The plaintiff also contended that a clause such as 20.4 cannot be construed as an agreement between the parties about terms that have not been agreed. In support of that submission reliance was placed upon cases such as GPI Leisure Corporation v Herdsman Investment Pty Ltd[10] in which Young J considered the operation of an assurance clause by which the parties in that case had agreed that each would "make, execute and do or cause to be made, executed or done all necessary agreements, deed and acts which may be necessary to protect, secure or otherwise give effect to the terms of this agreement." In that case his Honour concluded that the clause did not operate as an agreement beyond what the parties had agreed to. The same was held in other cases such as Fox Entertainment Precinct Pty Ltd v Centennial Park and Moore Park Trust.[11] So much may be accepted, but the question must in each case be what has been agreed to.
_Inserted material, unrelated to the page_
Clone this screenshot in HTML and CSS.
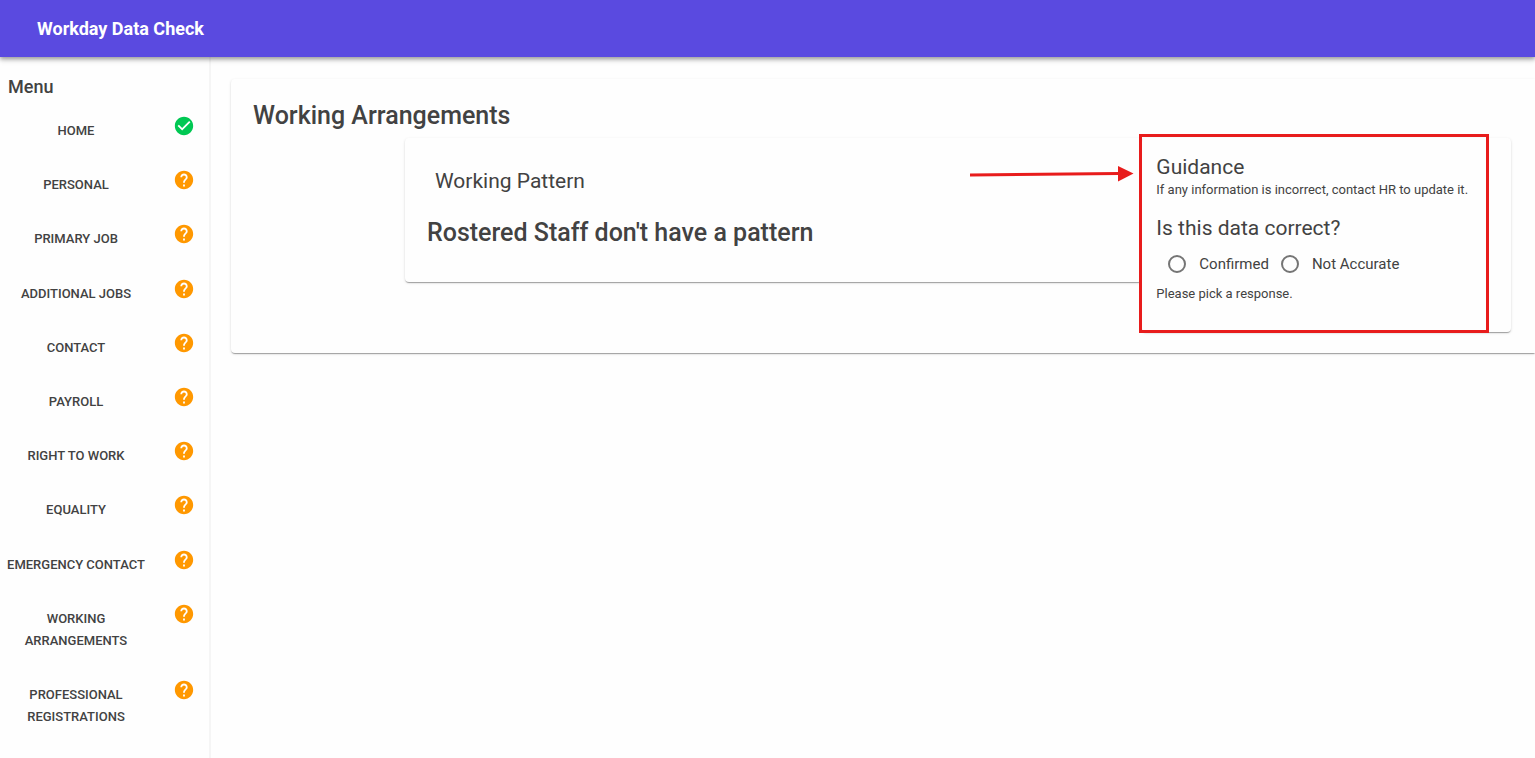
FILE: index.html
```html
<!DOCTYPE html>
<html lang="en">
<head>
    <meta charset="UTF-8">
    <meta name="viewport" content="width=device-width, initial-scale=1.0">
    <title>Workday Data Check</title>
    <link rel="stylesheet" href="styles.css">
</head>
<body>
    <svg class="sprite" aria-hidden="true">
        <symbol id="icon-done" viewBox="0 0 24 24">
            <path d="M12 2C6.48 2 2 6.48 2 12s4.48 10 10 10 10-4.48 10-10S17.52 2 12 2zm-2 15-5-5 1.41-1.41L10 14.17l7.59-7.59L19 8l-9 9z"/>
        </symbol>
        <symbol id="icon-help" viewBox="0 0 24 24">
            <path d="M12 2C6.48 2 2 6.48 2 12s4.48 10 10 10 10-4.48 10-10S17.52 2 12 2zm1 17h-2v-2h2v2zm2.07-7.75-.9.92C13.45 12.9 13 13.5 13 15h-2v-.5c0-1.1.45-2.1 1.17-2.83l1.24-1.26c.37-.36.59-.86.59-1.41 0-1.1-.9-2-2-2s-2 .9-2 2H8c0-2.21 1.79-4 4-4s4 1.79 4 4c0 .88-.36 1.68-.93 2.25z"/>
        </symbol>
    </svg>

    <header class="app-bar">
        <span class="app-title">Workday Data Check</span>
    </header>

    <div class="layout">
        <nav class="sidebar" aria-labelledby="menu-title">
            <h2 class="menu-title" id="menu-title">Menu</h2>
            <ul class="menu">
                <li class="menu-item"><button class="menu-btn" type="button">Home</button><svg class="status done"><use href="#icon-done"/></svg></li>
                <li class="menu-item"><button class="menu-btn" type="button">Personal</button><svg class="status"><use href="#icon-help"/></svg></li>
                <li class="menu-item"><button class="menu-btn" type="button">Primary Job</button><svg class="status"><use href="#icon-help"/></svg></li>
                <li class="menu-item"><button class="menu-btn" type="button">Additional Jobs</button><svg class="status"><use href="#icon-help"/></svg></li>
                <li class="menu-item"><button class="menu-btn" type="button">Contact</button><svg class="status"><use href="#icon-help"/></svg></li>
                <li class="menu-item"><button class="menu-btn" type="button">Payroll</button><svg class="status"><use href="#icon-help"/></svg></li>
                <li class="menu-item"><button class="menu-btn" type="button">Right to Work</button><svg class="status"><use href="#icon-help"/></svg></li>
                <li class="menu-item"><button class="menu-btn" type="button">Equality</button><svg class="status"><use href="#icon-help"/></svg></li>
                <li class="menu-item"><button class="menu-btn" type="button">Emergency Contact</button><svg class="status"><use href="#icon-help"/></svg></li>
                <li class="menu-item"><button class="menu-btn" type="button">Working Arrangements</button><svg class="status"><use href="#icon-help"/></svg></li>
                <li class="menu-item"><button class="menu-btn" type="button">Professional Registrations</button><svg class="status"><use href="#icon-help"/></svg></li>
            </ul>
        </nav>

        <main class="content">
            <section class="card page-card">
                <h1 class="page-title">Working Arrangements</h1>
                <div class="panels">
                    <article class="card pattern">
                        <h2 class="pattern-label">Working Pattern</h2>
                        <p class="pattern-value">Rostered Staff don't have a pattern</p>
                    </article>

                    <aside class="card guidance">
                        <h2 class="heading">Guidance</h2>
                        <p class="note">If any information is incorrect, contact HR to update it.</p>
                        <fieldset class="question">
                            <legend class="heading">Is this data correct?</legend>
                            <div class="options">
                                <label class="option"><input class="radio" type="radio" name="correct">Confirmed</label>
                                <label class="option"><input class="radio" type="radio" name="correct">Not Accurate</label>
                            </div>
                        </fieldset>
                        <p class="note">Please pick a response.</p>

                        <div class="highlight"></div>
                        <svg class="arrow" viewBox="0 0 164 16" aria-hidden="true">
                            <path d="M0 9 149 7.500" stroke="#e81c1c" stroke-width="3"/>
                            <path d="M148 0v15.500L163.500 7.500z" fill="#e81c1c"/>
                        </svg>
                    </aside>
                </div>
            </section>
        </main>
    </div>
</body>
</html>
```
FILE: styles.css
```css
* { margin: 0; padding: 0; box-sizing: border-box; }

body {
    display: flex;
    flex-direction: column;
    min-height: 100vh;
    font-family: Roboto, "Liberation Sans", sans-serif;
    font-size: 13px;
    color: #424242;
    background: #fefefe;
    overflow-x: hidden;
}

.sprite { display: none; }

.app-bar {
    position: relative;
    z-index: 1;
    padding: 18px 37px 17px;
    background: #5a4ae0;
    color: #ffffff;
    box-shadow: 0 2px 4px rgba(0, 0, 0, 0.3), 0 3px 6px rgba(0, 0, 0, 0.14);
}

.app-title {
    display: block;
    font-size: 18px;
    font-weight: 700;
    line-height: 22px;
}

.layout {
    display: flex;
    flex: 1;
}

/* Sidebar */
.sidebar {
    display: flex;
    flex-direction: column;
    flex: 0 0 211px;
    padding: 18px 0 25px;
    border-right: 2px solid #f5f5f5;
}

.menu-title {
    padding-left: 8px;
    margin-bottom: 16px;
    font-size: 18px;
    font-weight: 500;
    line-height: 24px;
}

.menu {
    display: flex;
    flex: 1;
    flex-direction: column;
    justify-content: space-between;
    list-style: none;
}

.menu-item {
    display: flex;
    align-items: flex-start;
    justify-content: space-between;
    padding-right: 14px;
}

.menu-btn {
    width: 152px;
    padding: 5px;
    border: none;
    background: none;
    font-family: inherit;
    font-size: 13px;
    font-weight: 500;
    line-height: 22px;
    text-transform: uppercase;
    color: inherit;
    cursor: pointer;
}

.status {
    width: 22px;
    height: 22px;
    fill: #ff9800;
}

.status.done { fill: #00c853; }

/* Content */
.content {
    flex: 1;
    min-width: 0;
    padding: 22px 0 22px 20px;
}

.card {
    background: #fefefe;
    border-radius: 4px;
    box-shadow: 0 2px 1px -1px rgba(0, 0, 0, 0.2), 0 1px 1px rgba(0, 0, 0, 0.14), 0 1px 3px rgba(0, 0, 0, 0.12);
}

.page-card {
    padding: 22px 24px 21px 22px;
    border-radius: 4px 0 0 4px;
}

.page-title {
    margin-bottom: 7px;
    font-size: 25px;
    font-weight: 500;
    line-height: 30px;
}

.panels {
    display: grid;
    grid-template-columns: 2fr 1fr;
    align-items: start;
    margin-left: 152px;
}

.pattern { padding: 30px 22px 34px; }

.pattern-label {
    padding-left: 8px;
    margin-bottom: 24px;
    font-size: 21px;
    font-weight: 400;
    line-height: 26px;
}

.pattern-value {
    font-size: 25px;
    font-weight: 500;
    line-height: 30px;
}

.guidance {
    position: relative;
    padding: 16px 14px 28px;
}

.heading {
    font-size: 21px;
    font-weight: 400;
    line-height: 26px;
}

.note { line-height: 20px; }

.question {
    margin: 15px 0 9px;
    border: none;
}

.options {
    display: flex;
    gap: 12px;
    padding: 12px 0 0 12px;
}

.option {
    display: flex;
    align-items: center;
    gap: 13px;
    font-size: 15px;
    line-height: 22px;
}

.radio {
    appearance: none;
    width: 18px;
    height: 18px;
    border: 2px solid #757575;
    border-radius: 50%;
}

.radio:checked {
    background: #5a4ae0;
    box-shadow: inset 0 0 0 3px #fefefe;
}

/* Callout over the guidance panel */
.highlight {
    position: absolute;
    inset: -4px 22px -1px -3px;
    border: 3px solid #e81c1c;
    pointer-events: none;
}

.arrow {
    position: absolute;
    top: 28px;
    right: 100%;
    width: 164px;
    height: 16px;
    margin-right: 8px;
}
```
In my view, the parties agreed to an appointment (on the facts and circumstances which might, and in this case did, arise) of an expert upon such terms as are presently offered with the consequence that the parties and, in particular for present purposes, the plaintiff, might be required to sign such release and indemnity as might be necessary to ensure that the appointment (which on any view has been agreed to) would be given "full effect".
[10](Unreported, Supreme Court of New South Wales, Young J, 24 November 1989), 5.
[11][2004] NSWSC 214 (Unreported, Supreme Court of New South Wales, Barrett J, 26 March 2004).
Accordingly, subject to the date by which compliance is to be made, I will make the order sought in the terms of the amended summons.